→ **SHORT PROBLEM**
Exclude the pictures and reproduce the remaining data exactly as written.

◆ ◆ ◆ ◆ ◆ ◆ ◆

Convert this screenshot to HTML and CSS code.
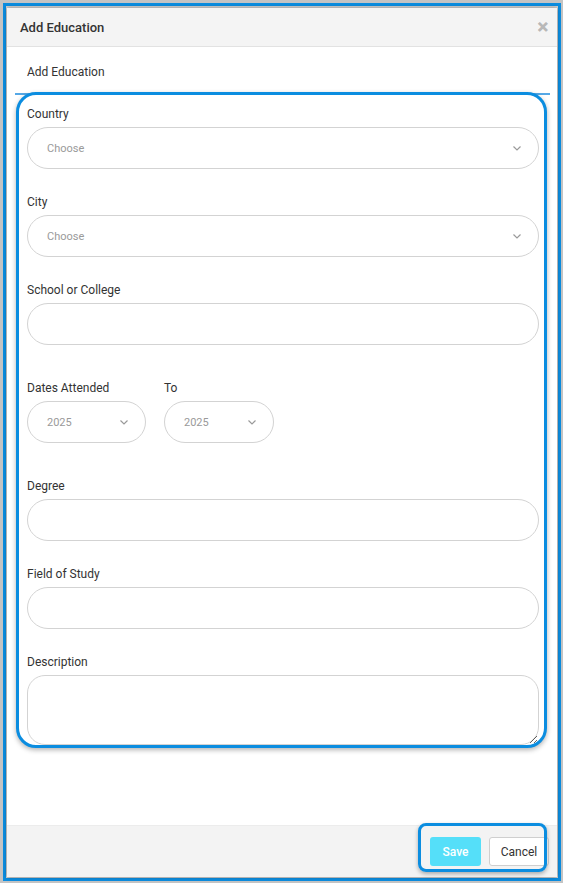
FILE: index.html
```html
<!DOCTYPE html>
<html lang="en">
    <head>
        <link rel="stylesheet" href="styles.css">
        <title>Add Education</title>
    </head>

    <body>
        <div class="frame">
            <div class="dialog">
                <!-- header -->
                <div class="dialog-header">
                    <span class="dialog-title">Add Education</span>
                    <span class="close">&#x2715;</span>
                </div>

                <div class="dialog-body">
                    <div class="tab">Add Education</div>

                    <div class="form-box">
                        <div class="group">
                            <label>Country</label>
                            <div class="select wide">
                                <span>Choose</span>
                                <svg class="chev" width="8" height="5" viewBox="0 0 8 5"><polyline points="0.5,0.5 4,4 7.5,0.5" /></svg>
                            </div>
                        </div>

                        <div class="group">
                            <label>City</label>
                            <div class="select wide">
                                <span>Choose</span>
                                <svg class="chev" width="8" height="5" viewBox="0 0 8 5"><polyline points="0.5,0.5 4,4 7.5,0.5" /></svg>
                            </div>
                        </div>

                        <div class="group">
                            <label>School or College</label>
                            <div class="input"></div>
                        </div>

                        <div class="group spaced dates">
                            <div class="date-col">
                                <label>Dates Attended</label>
                                <div class="select from">
                                    <span>2025</span>
                                    <svg class="chev" width="8" height="5" viewBox="0 0 8 5"><polyline points="0.5,0.5 4,4 7.5,0.5" /></svg>
                                </div>
                            </div>
                            <div class="date-col">
                                <label>To</label>
                                <div class="select to">
                                    <span>2025</span>
                                    <svg class="chev" width="8" height="5" viewBox="0 0 8 5"><polyline points="0.5,0.5 4,4 7.5,0.5" /></svg>
                                </div>
                            </div>
                        </div>

                        <div class="group spaced">
                            <label>Degree</label>
                            <div class="input"></div>
                        </div>

                        <div class="group">
                            <label>Field of Study</label>
                            <div class="input"></div>
                        </div>

                        <div class="group">
                            <label>Description</label>
                            <textarea class="textarea"></textarea>
                        </div>
                    </div>
                </div>

                <!-- buttons -->
                <div class="dialog-footer">
                    <button class="btn save" type="button">Save</button>
                    <button class="btn cancel" type="button">Cancel</button>
                    <div class="footer-mark"></div>
                </div>
            </div>
        </div>
    </body>
</html>
```

FILE: styles.css
```css
* {
    box-sizing: border-box;
    margin: 0;
    padding: 0;
}
html,
body {
    height: 100%;
}
body {
    background: #c4c4c4;
    font-family: Roboto, 'Liberation Sans', Arial, sans-serif;
    color: #333;
    overflow: hidden;
}
.frame {
    height: 878px;
    margin: 3px 2px 2px 3px;
    border: 3px solid #0b8de0;
    padding: 2px 1px 1px 1px;
    background: #d0d0d0;
}
.dialog {
    height: 100%;
    display: flex;
    flex-direction: column;
    background: #fff;
    box-shadow: 0 0 4px rgba(0, 0, 0, 0.35);
}
.dialog-header {
    height: 39px;
    display: flex;
    align-items: center;
    justify-content: space-between;
    padding: 0 8px 0 13px;
    background: #f4f4f4;
    border-bottom: 1px solid #e2e2e2;
}
.dialog-title {
    font-size: 13px;
    font-weight: 500;
    color: #333;
}
.close {
    font-size: 14px;
    font-weight: 700;
    color: #b8b8b8;
    -webkit-text-stroke: 0.6px #b8b8b8;
}
.dialog-body {
    flex: 1;
    padding: 0 7px 0 8px;
}
.tab {
    height: 48px;
    padding: 18px 0 0 12px;
    font-size: 12px;
    line-height: 14px;
    color: #333;
    border-bottom: 2px solid #55a8e6;
}
.form-box {
    height: 656px;
    margin: -3px 3px 0 1px;
    border: 3px solid #0b8de0;
    border-radius: 20px;
    padding: 11px 5px 0 8px;
    overflow: hidden;
    display: flex;
    flex-direction: column;
    background: #fff;
    box-shadow: 0 2px 5px rgba(0, 0, 0, 0.3);
}
.group {
    flex-shrink: 0;
    margin-bottom: 25px;
}
.group.spaced {
    margin-top: 10px;
}
.group label {
    display: block;
    font-size: 12px;
    line-height: 16px;
    color: #333;
    margin-bottom: 5px;
}
.select,
.input {
    height: 42px;
    border: 1px solid #d3d3d3;
    border-radius: 21px;
    background: #fff;
}
.select {
    display: flex;
    align-items: center;
    justify-content: space-between;
    padding: 0 17px 0 19px;
    font-size: 11px;
    color: #9a9a9a;
}
.chev polyline {
    fill: none;
    stroke: #9a9a9a;
    stroke-width: 1.2;
}
.dates {
    display: flex;
    gap: 18px;
}
.select.from {
    width: 119px;
}
.select.to {
    width: 110px;
}
.textarea {
    display: block;
    width: 100%;
    height: 70px;
    border: 1px solid #d3d3d3;
    border-radius: 18px;
    font-family: inherit;
    outline: none;
}
.dialog-footer {
    position: relative;
    height: 52px;
    display: flex;
    justify-content: flex-end;
    align-items: center;
    gap: 8px;
    padding: 0 8px;
    background: #f3f3f3;
    border-top: 1px solid #ececec;
}
.btn {
    height: 29px;
    border-radius: 3px;
    font-family: inherit;
    font-size: 12px;
}
.btn.save {
    width: 51px;
    background: #55dff9;
    border: 0;
    color: #fff;
    font-weight: 500;
}
.btn.cancel {
    width: 60px;
    background: #fff;
    border: 1px solid #cfcfcf;
    color: #333;
}
.footer-mark {
    position: absolute;
    right: 10px;
    top: -3px;
    width: 129px;
    height: 49px;
    border: 3px solid #0b8de0;
    border-radius: 8px;
    box-shadow: 0 2px 4px rgba(0, 0, 0, 0.3);
    pointer-events: none;
}
```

◆ ◆ ◆ ◆ ◆ ◆ ◆

→ **EXERCISE RESPONSE**
Convert this screenshot to HTML and CSS code.
FILE: index.html
```html
<!DOCTYPE html>
<html lang="en">
    <head>
        <link rel="stylesheet" href="styles.css">
        <title>Add Education</title>
    </head>

    <body>
        <div class="frame">
            <div class="dialog">
                <!-- header -->
                <div class="dialog-header">
                    <span class="dialog-title">Add Education</span>
                    <span class="close">&#x2715;</span>
                </div>

                <div class="dialog-body">
                    <div class="tab">Add Education</div>

                    <div class="form-box">
                        <div class="group">
                            <label>Country</label>
                            <div class="select wide">
                                <span>Choose</span>
                                <svg class="chev" width="8" height="5" viewBox="0 0 8 5"><polyline points="0.5,0.5 4,4 7.5,0.5" /></svg>
                            </div>
                        </div>

                        <div class="group">
                            <label>City</label>
                            <div class="select wide">
                                <span>Choose</span>
                                <svg class="chev" width="8" height="5" viewBox="0 0 8 5"><polyline points="0.5,0.5 4,4 7.5,0.5" /></svg>
                            </div>
                        </div>

                        <div class="group">
                            <label>School or College</label>
                            <div class="input"></div>
                        </div>

                        <div class="group spaced dates">
                            <div class="date-col">
                                <label>Dates Attended</label>
                                <div class="select from">
                                    <span>2025</span>
                                    <svg class="chev" width="8" height="5" viewBox="0 0 8 5"><polyline points="0.5,0.5 4,4 7.5,0.5" /></svg>
                                </div>
                            </div>
                            <div class="date-col">
                                <label>To</label>
                                <div class="select to">
                                    <span>2025</span>
                                    <svg class="chev" width="8" height="5" viewBox="0 0 8 5"><polyline points="0.5,0.5 4,4 7.5,0.5" /></svg>
                                </div>
                            </div>
                        </div>

                        <div class="group spaced">
                            <label>Degree</label>
                            <div class="input"></div>
                        </div>

                        <div class="group">
                            <label>Field of Study</label>
                            <div class="input"></div>
                        </div>

                        <div class="group">
                            <label>Description</label>
                            <textarea class="textarea"></textarea>
                        </div>
                    </div>
                </div>

                <!-- buttons -->
                <div class="dialog-footer">
                    <button class="btn save" type="button">Save</button>
                    <button class="btn cancel" type="button">Cancel</button>
                    <div class="footer-mark"></div>
                </div>
            </div>
        </div>
    </body>
</html>
```

FILE: styles.css
```css
* {
    box-sizing: border-box;
    margin: 0;
    padding: 0;
}
html,
body {
    height: 100%;
}
body {
    background: #c4c4c4;
    font-family: Roboto, 'Liberation Sans', Arial, sans-serif;
    color: #333;
    overflow: hidden;
}
.frame {
    height: 878px;
    margin: 3px 2px 2px 3px;
    border: 3px solid #0b8de0;
    padding: 2px 1px 1px 1px;
    background: #d0d0d0;
}
.dialog {
    height: 100%;
    display: flex;
    flex-direction: column;
    background: #fff;
    box-shadow: 0 0 4px rgba(0, 0, 0, 0.35);
}
.dialog-header {
    height: 39px;
    display: flex;
    align-items: center;
    justify-content: space-between;
    padding: 0 8px 0 13px;
    background: #f4f4f4;
    border-bottom: 1px solid #e2e2e2;
}
.dialog-title {
    font-size: 13px;
    font-weight: 500;
    color: #333;
}
.close {
    font-size: 14px;
    font-weight: 700;
    color: #b8b8b8;
    -webkit-text-stroke: 0.6px #b8b8b8;
}
.dialog-body {
    flex: 1;
    padding: 0 7px 0 8px;
}
.tab {
    height: 48px;
    padding: 18px 0 0 12px;
    font-size: 12px;
    line-height: 14px;
    color: #333;
    border-bottom: 2px solid #55a8e6;
}
.form-box {
    height: 656px;
    margin: -3px 3px 0 1px;
    border: 3px solid #0b8de0;
    border-radius: 20px;
    padding: 11px 5px 0 8px;
    overflow: hidden;
    display: flex;
    flex-direction: column;
    background: #fff;
    box-shadow: 0 2px 5px rgba(0, 0, 0, 0.3);
}
.group {
    flex-shrink: 0;
    margin-bottom: 25px;
}
.group.spaced {
    margin-top: 10px;
}
.group label {
    display: block;
    font-size: 12px;
    line-height: 16px;
    color: #333;
    margin-bottom: 5px;
}
.select,
.input {
    height: 42px;
    border: 1px solid #d3d3d3;
    border-radius: 21px;
    background: #fff;
}
.select {
    display: flex;
    align-items: center;
    justify-content: space-between;
    padding: 0 17px 0 19px;
    font-size: 11px;
    color: #9a9a9a;
}
.chev polyline {
    fill: none;
    stroke: #9a9a9a;
    stroke-width: 1.2;
}
.dates {
    display: flex;
    gap: 18px;
}
.select.from {
    width: 119px;
}
.select.to {
    width: 110px;
}
.textarea {
    display: block;
    width: 100%;
    height: 70px;
    border: 1px solid #d3d3d3;
    border-radius: 18px;
    font-family: inherit;
    outline: none;
}
.dialog-footer {
    position: relative;
    height: 52px;
    display: flex;
    justify-content: flex-end;
    align-items: center;
    gap: 8px;
    padding: 0 8px;
    background: #f3f3f3;
    border-top: 1px solid #ececec;
}
.btn {
    height: 29px;
    border-radius: 3px;
    font-family: inherit;
    font-size: 12px;
}
.btn.save {
    width: 51px;
    background: #55dff9;
    border: 0;
    color: #fff;
    font-weight: 500;
}
.btn.cancel {
    width: 60px;
    background: #fff;
    border: 1px solid #cfcfcf;
    color: #333;
}
.footer-mark {
    position: absolute;
    right: 10px;
    top: -3px;
    width: 129px;
    height: 49px;
    border: 3px solid #0b8de0;
    border-radius: 8px;
    box-shadow: 0 2px 4px rgba(0, 0, 0, 0.3);
    pointer-events: none;
}
```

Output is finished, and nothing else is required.